Though he left Capitol to sign with Sinatra's fledgling Reprise label, Martin capped his tenure there with a bang, releasing two classic singles, "Ain't That a Kick in the Head" and "You're Nobody 'Til Somebody Loves You," showcasing him at the height of his powers.
Even at the height of Beatlemania with the group topping the charts, Martin reasserted himself with typical aplomb knocking the Fab Four from their perch with the buttery anthem "Everybody Loves Somebody." Several other hits, including "The Door Is Still Open to My Heart," "I Will," "Houston" and "Send Me the Pillow You Dream On," followed during his years at Reprise.
Though he continued to perform, Martin's visibility was greatest in films and on TV, where he nursed his lush-in-a-tux image with the long-running Dean Martin Variety Show and the hugely successful Dean Martin's Celebrity Roast.
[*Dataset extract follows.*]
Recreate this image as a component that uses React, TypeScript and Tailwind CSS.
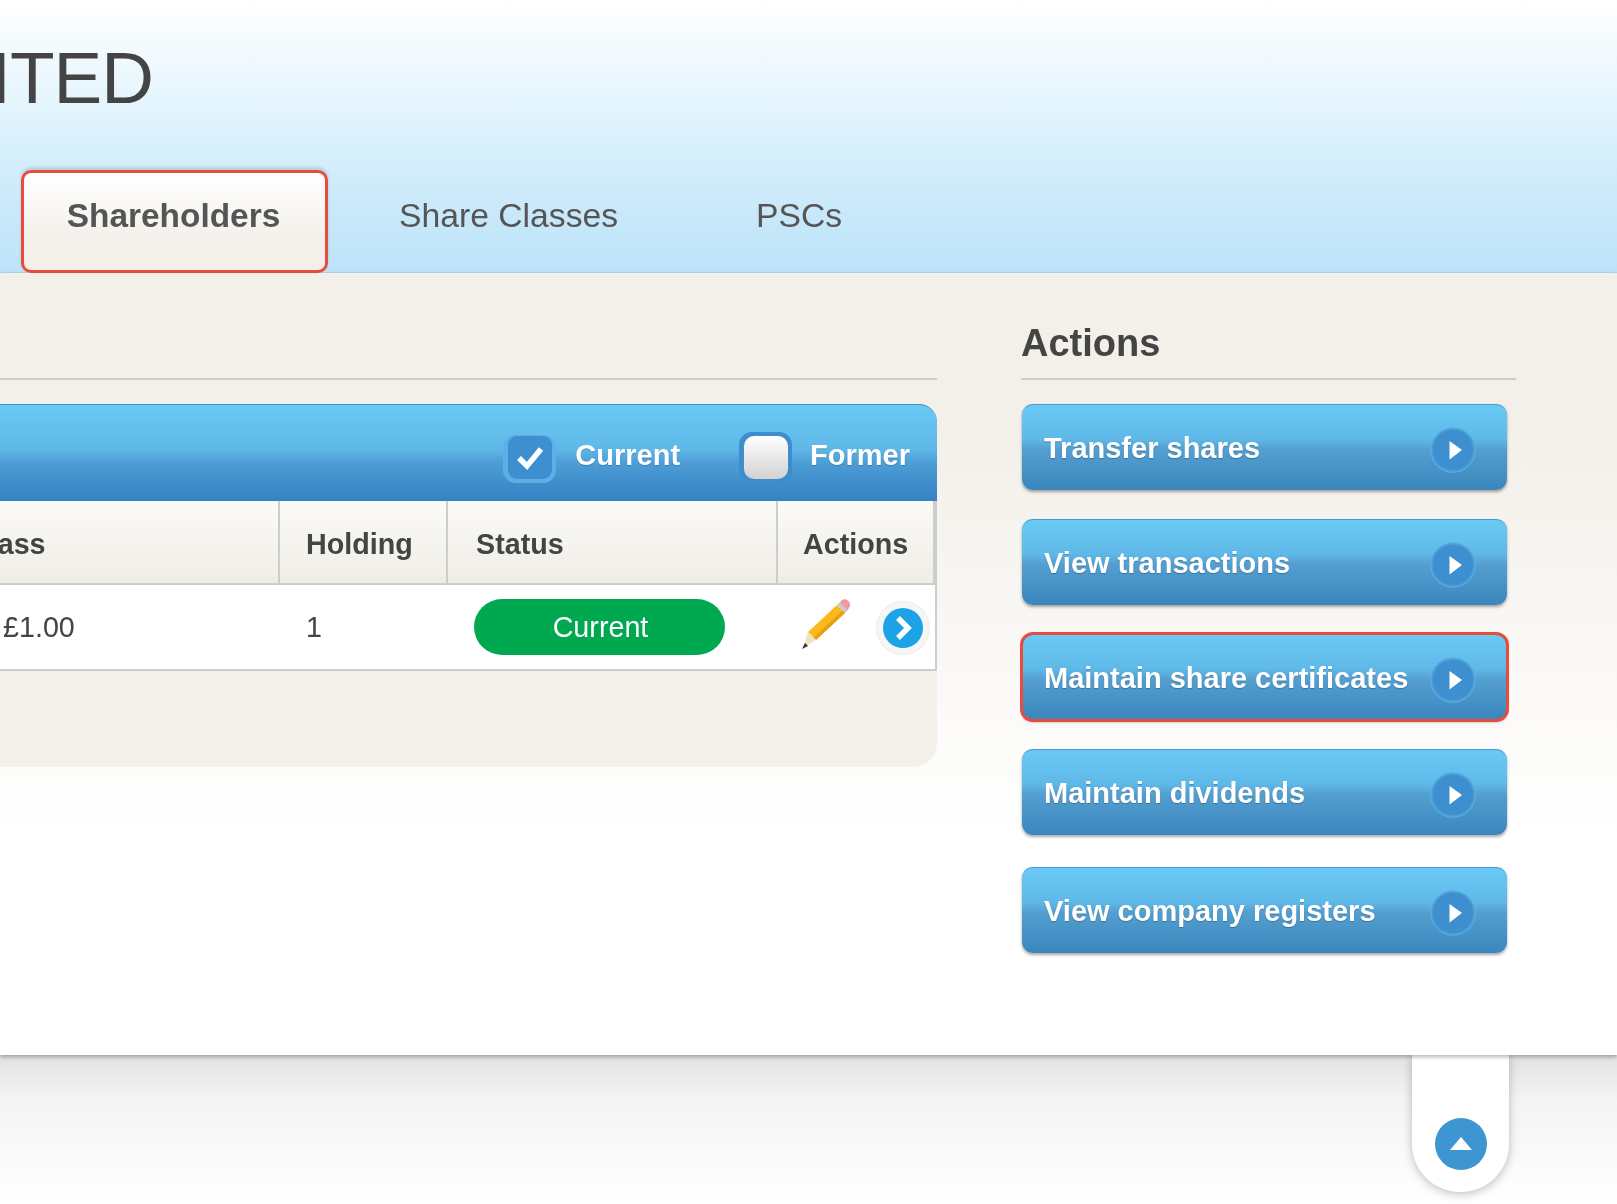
const actions = [
  { label: "Transfer shares" },
  { label: "View transactions" },
  { label: "Maintain share certificates", highlighted: true },
  { label: "Maintain dividends" },
  { label: "View company registers" },
];

const columns = [
  { title: "Class", cls: "-ml-[31px]" },
  { title: "Holding", cls: "ml-[26px]" },
  { title: "Status", cls: "ml-[28px]" },
  { title: "Actions", cls: "ml-[25px]" },
];

const PlayIcon = () => (
  <svg width="46" height="46" viewBox="0 0 46 46" className="mt-[3px] shrink-0">
    <circle cx="23" cy="23" r="22.3" fill="#4a9dd4" stroke="#5db3e3" strokeWidth="1" />
    <circle cx="23" cy="23" r="20" fill="#3d8fcf" />
    <path d="M19.5 14 L32 23 L19.5 32.5 Z" fill="#fff" />
  </svg>
);

const Pencil = () => (
  <svg width="50" height="52" viewBox="0 0 50 52" className="-mt-[6px]">
    <path d="M36 7 L44 15 L15 42 L7 34 Z" fill="#f9bb1c" />
    <path d="M41.5 12.5 L44 15 L15 42 L12.5 39.5 Z" fill="#e8a012" />
    <path d="M38.5 4.5 L46.5 12.5 L44 15 L36 7 Z" fill="#c9c9c9" />
    <path d="M41 2 C43 0.5 45.5 1 47.5 3 C49.5 5.5 49.5 8 48 10 L46.5 12.5 L38.5 4.5 Z" fill="#ee9aa0" />
    <path d="M7 34 L15 42 L2 50 Z" fill="#efe3c4" />
    <path d="M4 45 L7 48 L1 51 Z" fill="#333" />
  </svg>
);

export default function App() {
  return (
    <div className="h-[1204px] w-full overflow-hidden bg-white font-['Liberation_Sans',Arial,sans-serif] text-[#444] blur-[0.7px]">
      {/* Header */}
      <header className="h-[273px] border-b border-[#b4d4e8] bg-[linear-gradient(to_bottom,#ffffff_0%,#eaf7fe_30%,#d0ecfb_65%,#bde3f9_100%)]">
        <h1 className="-ml-[128px] pt-[38px] text-[73px] leading-[80px] tracking-[-1px] text-[#444]">LIMITED</h1>
        <nav className="mt-[52px] flex h-[103px] items-stretch text-[33.7px] text-[#555]">
          <div className="ml-[21px] flex w-[307px] justify-center rounded-[10px] border-[3px] border-[#e74c3c] bg-[linear-gradient(to_bottom,#ffffff,#f3f0ea_70%)] pt-[21px] pr-[2px] text-[33.4px] leading-[44px] font-bold text-[#555] shadow-[0_-3px_3px_rgba(0,0,0,0.12)]">
            Shareholders
          </div>
          <div className="ml-[71px] pt-[23px] leading-[44px]">Share Classes</div>
          <div className="ml-[138px] pt-[23px] leading-[44px]">PSCs</div>
        </nav>
      </header>

      {/* Main */}
      <main className="relative z-10 flex h-[782px] bg-[linear-gradient(to_bottom,#f3f0ea_0%,#f3f0ea_20%,#ffffff_72%)] shadow-[0_2px_4px_rgba(0,0,0,0.3)]">
        <section className="h-[494px] w-[937px] shrink-0 rounded-br-[24px] bg-[#f3f0ea]">
          <div className="h-[107px] border-b-2 border-[#cfccc6]" />
          <div className="mt-[24px] flex h-[97px] items-center justify-end rounded-tr-[18px] border-t border-[#3f8fc9] bg-[linear-gradient(to_bottom,#6ac9f5_0%,#5fb9e8_45%,#4d9dd6_60%,#3482c2_100%)] pt-[6px] pr-[27px] text-[29px] font-bold text-white [text-shadow:0_1px_1px_rgba(0,0,0,0.2)]">
            <span className="mt-[5px] flex h-[48px] w-[53px] items-start justify-center rounded-[13px] bg-[#5bb0e5] pt-[1px]">
              <span className="flex h-[43px] w-[44px] items-center justify-center rounded-[9px] bg-[#3e8fcf]">
                <svg width="28" height="28" viewBox="0 0 28 28">
                  <path d="M3 15 L11 23 L25 6" fill="none" stroke="#fff" strokeWidth="5.5" />
                </svg>
              </span>
            </span>
            <span className="ml-[19px]">Current</span>
            <span className="mt-[3px] ml-[59px] flex h-[52px] w-[53px] items-center justify-center rounded-[13px] bg-[#3f8dca]">
              <span className="h-[43px] w-[44px] rounded-[10px] bg-[linear-gradient(to_bottom,#ffffff,#d2d2d2)]" />
            </span>
            <span className="ml-[18px]">Former</span>
          </div>

          <div className="grid h-[170px] grid-cols-[280px_168px_330px_1fr] grid-rows-[84px_86px] border-r-2 border-[#cdcdcd] text-[28.7px]">
            {columns.map((col) => (
              <div
                key={col.title}
                className="flex items-center overflow-hidden border-r-2 border-b-2 border-[#cdcdcd] bg-[linear-gradient(to_bottom,#fbfaf7,#f0ede6)] pt-[5px] leading-none font-bold last:border-r-0"
              >
                <span className={col.cls}>{col.title}</span>
              </div>
            ))}
            <div className="flex items-center border-b-2 border-[#cdcdcd] bg-white pt-[2px] pl-[3px]">£1.00</div>
            <div className="flex items-center border-b-2 border-[#cdcdcd] bg-white pt-[2px] pl-[26px]">1</div>
            <div className="flex items-center border-b-2 border-[#cdcdcd] bg-white pl-[26px]">
              <span className="flex h-[56px] w-[251px] items-center justify-center rounded-full bg-[#00a94f] pt-[2px] pl-[2px] text-white">
                Current
              </span>
            </div>
            <div className="flex items-center border-b-2 border-[#cdcdcd] bg-white pl-[23px]">
              <Pencil />
              <span className="mt-[2px] ml-[26px] flex h-[52px] w-[52px] items-center justify-center rounded-full bg-[#f6f6f6] shadow-[0_0_1px_1px_rgba(0,0,0,0.08)]">
                <svg width="42" height="42" viewBox="0 0 42 42">
                  <circle cx="21" cy="21" r="20" fill="#1ba3e6" />
                  <path d="M16 11 L26 21 L16 31" fill="none" stroke="#fff" strokeWidth="5.5" />
                </svg>
              </span>
            </div>
          </div>
        </section>

        <aside className="ml-[84px] w-[495px] shrink-0">
          <div className="flex h-[107px] items-end border-b-2 border-[#cfccc6] pb-[13px] text-[38px] leading-[44px] font-bold">
            Actions
          </div>
          <div className="mt-[24px] flex flex-col gap-[29px] pl-[1px]">
            {actions.map((action) => (
              <div
                key={action.label}
                className={`flex h-[86px] w-[485px] items-center justify-between rounded-[11px] border-t border-[#4a9ad2] bg-[linear-gradient(to_bottom,#6ac9f5_0%,#5fb9e8_40%,#549fd0_52%,#3a86bd_100%)] pt-[2px] pr-[31px] pl-[22px] text-[29px] font-bold text-white shadow-[0_2px_3px_rgba(0,0,0,0.35)] [text-shadow:0_1px_1px_rgba(0,0,0,0.25)] last:mt-[3px] ${
                  action.highlighted ? "outline-[3px] -outline-offset-1 outline-[#e74c3c]" : ""
                }`}
              >
                <span>{action.label}</span>
                <PlayIcon />
              </div>
            ))}
          </div>
        </aside>
      </main>

      {/* Footer */}
      <footer className="h-[149px] bg-[linear-gradient(to_bottom,#e2e2e2_0%,#f4f4f4_30%,#ffffff_100%)]">
        <div className="ml-[1412px] flex h-[137px] w-[97px] items-end justify-center rounded-b-[48px] bg-white pb-[22px] shadow-[0_2px_10px_rgba(0,0,0,0.25)]">
          <svg width="52" height="52" viewBox="0 0 52 52">
            <circle cx="26" cy="26" r="26" fill="#3d96d2" />
            <path d="M26 19 L37 32 L15 32 Z" fill="#fff" />
          </svg>
        </div>
      </footer>
    </div>
  );
}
His effortless vocalizing has become a modern shorthand for cool, as evidenced by the use of his songs in films, television, and ad campaigns. Dino: The Essential Dean Martin, a recent collection of both the Capitol and Reprise eras, sold more briskly than any previous Martin recording, going gold within months and platinum within a year.
Biographer Nick Tosches (Dino: Living High in the Dirty Business of Dreams) described Martin as a classic menefreghista, Italian for "one who does not give a f---." The term, in Dean Martin's case, conveys not indifference but a refusal to be beaten down by the world and a determination to greet life with an easy smile, a graceful melody and an aura of unflappable cool.